The 4 things that determine if a destination actually works
Before the list — quickly, the filter. A destination passes if all four of these are clean:
- Airport access. Direct or one-stop from your top 3 employee hubs. If half your team is connecting through Atlanta, that's a 4-hour travel-day cost you've decided to absorb.
- Group block at one hotel. 15–25 rooms is easy almost anywhere. 40–60 starts to narrow the list. 80+ rooms in one block in peak season cuts the list to about a third of what's on this page.
- Meeting space + AV that actually works. Ask the property for the dimensions, the AV vendor, and a recent corporate group reference. If they hesitate on any of the three, plan around it.
- Cost-per-head that survives Finance. Mid-tier corporate budgets in 2026 are landing around $400–$700 per person per night all-in (room + group F&B + activity).

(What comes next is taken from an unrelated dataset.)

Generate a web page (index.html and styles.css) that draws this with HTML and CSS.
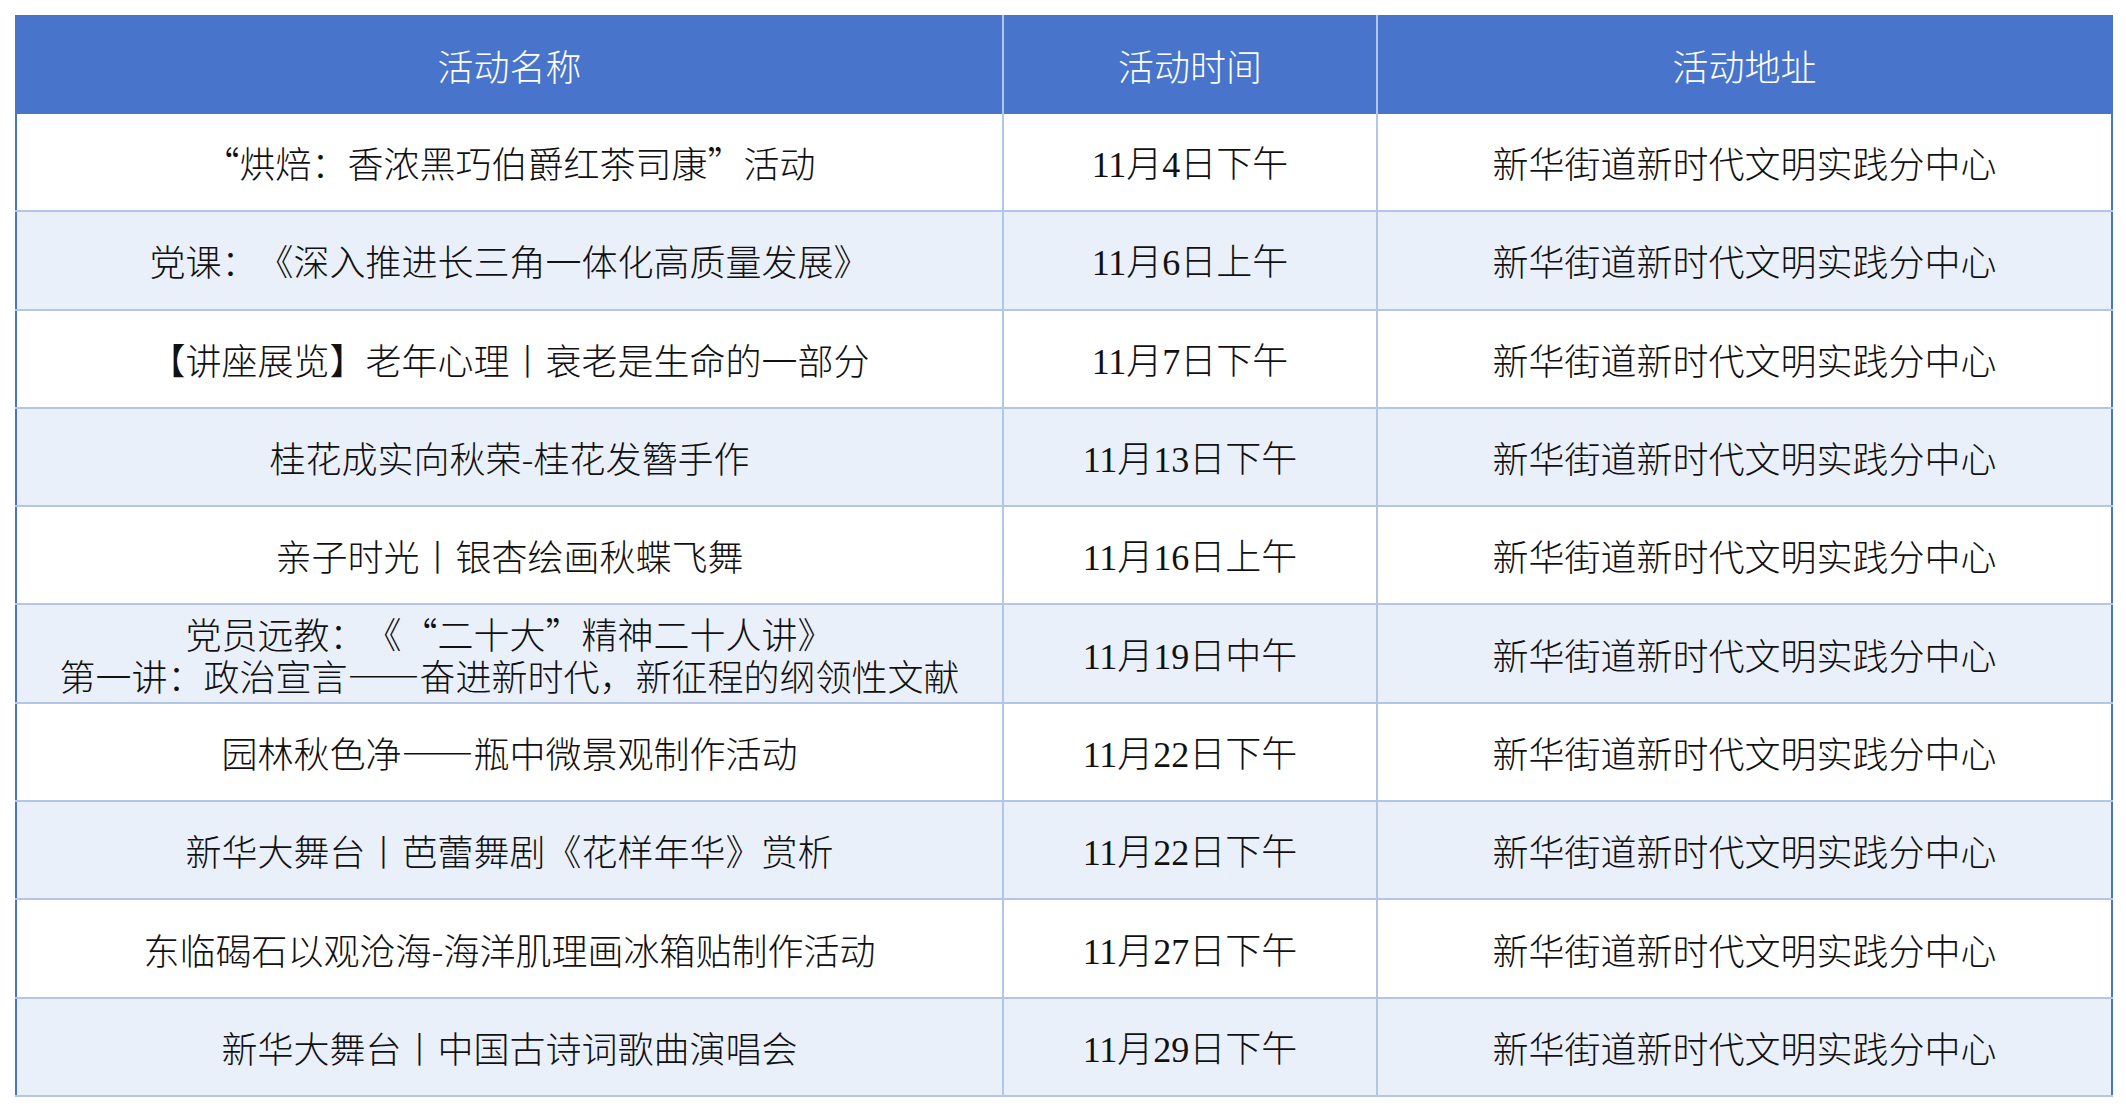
FILE: index.html
```html
<!DOCTYPE html>
<html lang="zh-CN">
<head>
<meta charset="utf-8">
<title>活动列表</title>
<link rel="stylesheet" href="styles.css">
</head>
<body>
<div class="page">
<table class="events">
  <colgroup>
    <col class="c-name">
    <col class="c-time">
    <col class="c-addr">
  </colgroup>
  <thead>
    <tr><th>活动名称</th><th>活动时间</th><th>活动地址</th></tr>
  </thead>
  <tbody>
    <tr><td>“烘焙：香浓黑巧伯爵红茶司康”活动</td><td class="time">11月4日下午</td><td>新华街道新时代文明实践分中心</td></tr>
    <tr><td>党课：《深入推进长三角一体化高质量发展》</td><td class="time">11月6日上午</td><td>新华街道新时代文明实践分中心</td></tr>
    <tr><td>【讲座展览】老年心理丨衰老是生命的一部分</td><td class="time">11月7日下午</td><td>新华街道新时代文明实践分中心</td></tr>
    <tr><td>桂花成实向秋荣-桂花发簪手作</td><td class="time">11月13日下午</td><td>新华街道新时代文明实践分中心</td></tr>
    <tr><td>亲子时光丨银杏绘画秋蝶飞舞</td><td class="time">11月16日上午</td><td>新华街道新时代文明实践分中心</td></tr>
    <tr><td class="two">党员远教：《“二十大”精神二十人讲》<br>第一讲：政治宣言——奋进新时代，新征程的纲领性文献</td><td class="time">11月19日中午</td><td>新华街道新时代文明实践分中心</td></tr>
    <tr><td>园林秋色净——瓶中微景观制作活动</td><td class="time">11月22日下午</td><td>新华街道新时代文明实践分中心</td></tr>
    <tr><td>新华大舞台丨芭蕾舞剧《花样年华》赏析</td><td class="time">11月22日下午</td><td>新华街道新时代文明实践分中心</td></tr>
    <tr><td>东临碣石以观沧海-海洋肌理画冰箱贴制作活动</td><td class="time">11月27日下午</td><td>新华街道新时代文明实践分中心</td></tr>
    <tr><td>新华大舞台丨中国古诗词歌曲演唱会</td><td class="time">11月29日下午</td><td>新华街道新时代文明实践分中心</td></tr>
  </tbody>
</table>
</div>
</body>
</html>
```

FILE: styles.css
```css
html, body {
  margin: 0;
  padding: 0;
  background: #ffffff;
}
.page {
  padding: 15px 15px 0 15px;
}
.events {
  width: 2096px;
  border-collapse: collapse;
  table-layout: fixed;
  font-family: "Noto Sans CJK SC", "Noto Sans", sans-serif;
  font-weight: 300;
  font-size: 36px;
  color: #111111;
  text-spacing-trim: space-all;
  border-left: 2px solid #4874cb;
  border-right: 2px solid #4874cb;
}
.c-name { width: 987px; }
.c-time { width: 374px; }
.c-addr { width: 735px; }
.events th {
  background: #4874cb;
  color: #ffffff;
  font-weight: 300;
  height: 99px;
  padding: 0;
  border-left: 2px solid #b4c6e8;
  text-align: center;
  vertical-align: middle;
}
.events th:first-child { border-left: none; }
.events td {
  height: 96.3px;
  padding: 0;
  text-align: center;
  vertical-align: middle;
  border-left: 2px solid #b4c6e8;
  border-bottom: 2px solid #b4c6e8;
  line-height: 42px;
}
.events td:first-child { border-left: none; }
.events tbody tr:nth-child(even) td { background: #eaf0fa; }
.events td.time {
  font-family: "Liberation Serif", "Noto Sans CJK SC", serif;
}
.time-text {
  display: inline-block;
}
.events td.time {
  padding-top: 6px;
  height: 90.3px;
}
.events td.two { line-height: 42px; }
```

Premium retreats run $900–$1,400. Anchor your destination shortlist to your number, not the other way around.
If those check out, then it's about fit.
The 12 destinations, by category
Caribbean (3 picks)
1. Cancún, Mexico
The default for groups that need a lot of rooms and want certainty. Cancún has the strongest group block availability of any single destination in the corporate-retreat category — the Hotel Zone alone has six properties that can hold 80+ rooms in a single block, with real conference space and AV.
- Airport: Direct from 30+ US cities. Most arrivals within a 4-hour window, easy.
- Best months: January–April (avoid June–November hurricane risk).
- Cost per head: $450–$650/night all-inclusive at the corporate-friendly resorts (Hard Rock, Hyatt Ziva, Moon Palace).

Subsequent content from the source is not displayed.